Tranche Two consisted of the sale of 23,005,800 Units, of which 6,006,666 Units were issued in satisfaction of indebtedness owed to directors of the Company for services rendered by them to the Company and another 9,562,840 Units were issued to arm’s-length parties in satisfaction of $478,142 in indebtedness owed to these arm’s-length parties who provided financial and service support to the Company over the past 18 months.
Related party Transaction
Pursuant to the Tranche Two, John Patrick Ryan, a director of the Company, has acquired 1,266,666 Units, Wayne Parsons, a director of the Company, has acquired 4,740,000 Units. Prior to the Tranche Two, Mr. Ryan had beneficial ownership over 140,000 Common Shares (or approximately 0.88% of the then issued and outstanding Common Shares) on a partially diluted basis and Mr. Parsons held beneficial ownership over 66,666 Common Shares (or approximately 0.42% of the then issued and outstanding Common Shares) on a partially diluted basis. In addition to and in connection with the issuance of the 23,005,800 Units pursuant to the Tranche Two, the Company has issued 763,200 Units to Sebastian Marr, a Control Person of the Company, in consideration for advising services rendered by Sebastian Marr to the Company. Prior to the closing of Tranche Two, Mr. Marr had beneficial ownership over 16,000,000 Common Shares (or approximately 67.19% of the then issued and outstanding Common Shares). Following the completion of the Tranche Two, Mr. Ryan has beneficial ownership over 2,673,332 Common Shares (or approximately 6.52% of the issued and outstanding Common Shares), Mr. Parsons has beneficial ownership over 9,546,666 Common Shares (or approximately 21.51% of the issued and outstanding Common Shares), and Mr. Marr has beneficial ownership over 16,763,200 Common Shares (or approximately 34.68% of the issued and outstanding Common Shares), calculated on a partially diluted basis.
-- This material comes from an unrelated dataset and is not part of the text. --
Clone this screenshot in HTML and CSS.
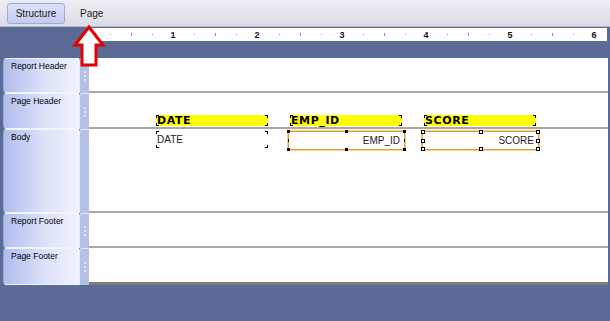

This issuance of Units to Messrs. Ryan, Parsons, and Marr (collectively the “Insiders”) in connection with the Tranche Two is considered a “related party transaction” as such term is defined under Multilateral Instrument 61-101 – Protection of Minority Security Holders in Special Transactions (“MI 61-101”). The Company is relying on exemptions from the formal valuation and minority shareholder approval requirements provided under MI 61-101 on the basis that the issuance of the Units to insiders in connection with the Tranche Two does not exceed 25% of the fair market value of the Company’s market capitalization.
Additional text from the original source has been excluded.